Said Djabelkhir, qui est chercheur en soufisme estime, pour sa part, que la négation de la diversité religieuse –pas uniquement dans sa composante ibadite mais aussi, juive et chrétienne–, a ouvert la porte à toutes sortes d’extrémismes. «La salafisation des esprits en Algérie ne date pas d’hier. La propagande wahhabite a commencé avec les réformistes dans les années 1920-30 (allusion faite aux oulémas musulmans algériens, Ndlr). Et ce wahhabisme est en train de gagner du terrain à Ghardaïa», a-t-il indiqué. Cette affirmation est confirmée par Mohamed Djelmani qui a cité l’imam de la mosquée Hadj Messaoud à Ghardaïa. «Nous avons alerté les autorités, en vain.», a-t-il ajouté.
Dynamisme économique
L’économiste Mohamed Djelmani, lui-même mozabite et président le conseil d’une « achira » (clan, Ndlr), a préféré apporter un témoignage sur l’évolution de la vallée du Mzab durant les 50 dernières années plutôt que de lire les évènements.
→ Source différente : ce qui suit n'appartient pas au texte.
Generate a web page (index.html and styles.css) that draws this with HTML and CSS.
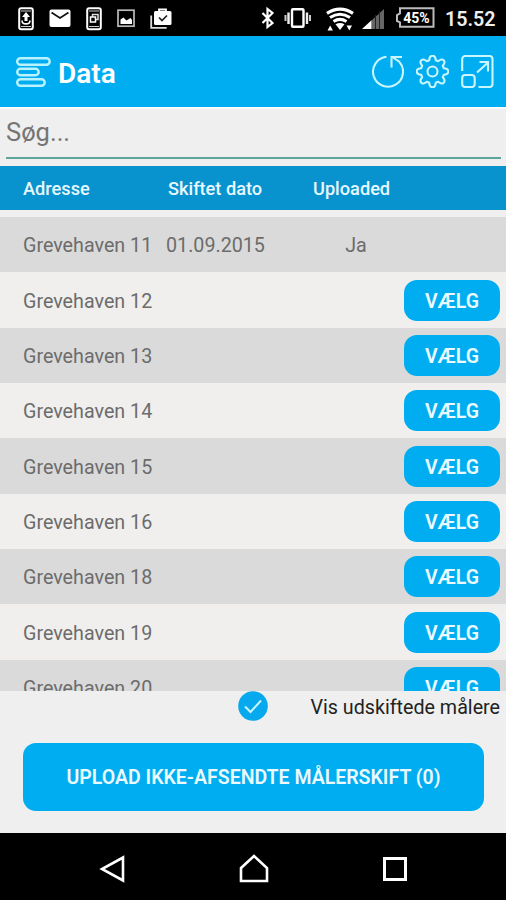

Il a ainsi énuméré trois étapes dans l’évolution économique du Mzab. «Avant, dans les cités mozabites de Ghardaïa, il n’y avait quasiment que les vieux, les femmes et les enfants. Les hommes immigraient dans villes du nord du pays pour commercer ou émigraient à l’étranger pour faire des études ou pour travailler. Il y avait aussi dans le Mzab peu de terres arables qui appartenaient pour la plupart aux mozabites. Dans les années 1960, une petite industrie est née à Ghardaïa. Des commerçants ont décidé de fabriquer des produits textiles, de mercerie et de quincaillerie qu’ils commercialisaient. Cette activité a commencé à fixer les populations, notamment les jeunes mozabites à Ghardaïa. La loi de mise en valeur agricole qui a vu les différentes achira délimiter de grandes surfaces, creuser des puits et faire fructifier des terres qui n’étaient pas exploitables à l’époque», a-t-il expliqué.
En marge de ce séminaire, Mohamed Djelmani a déclaré que ce dynamisme économique a changé le rapport de force entre arabes qui étaient plus nombreux et mozabites qui étaient moins présents à Ghardaïa. Et les mozabites, a-t-il affirmé, « cultivent toujours un ressentiment vis-à-vis de l’Etat qui a nationalisé une partie de leurs terres et les a redistribués au profit des arabes en vertu de la réforme agraire des années 1980 ». Selon des mozabites qui ont accompagné Mohamed Djelmani à l’hôtel Safir, les arabes avaient pour devise « khassem, takssem » (soit belliqueux et tu pourras partager avec le mozabite, Ndlr). Ils squattaient des terres de mozabites et allaient à l’arbitrage où les médiateurs finissaient par partager les terres entres les deux belligérants. Ce qui n’est plus possible maintenant.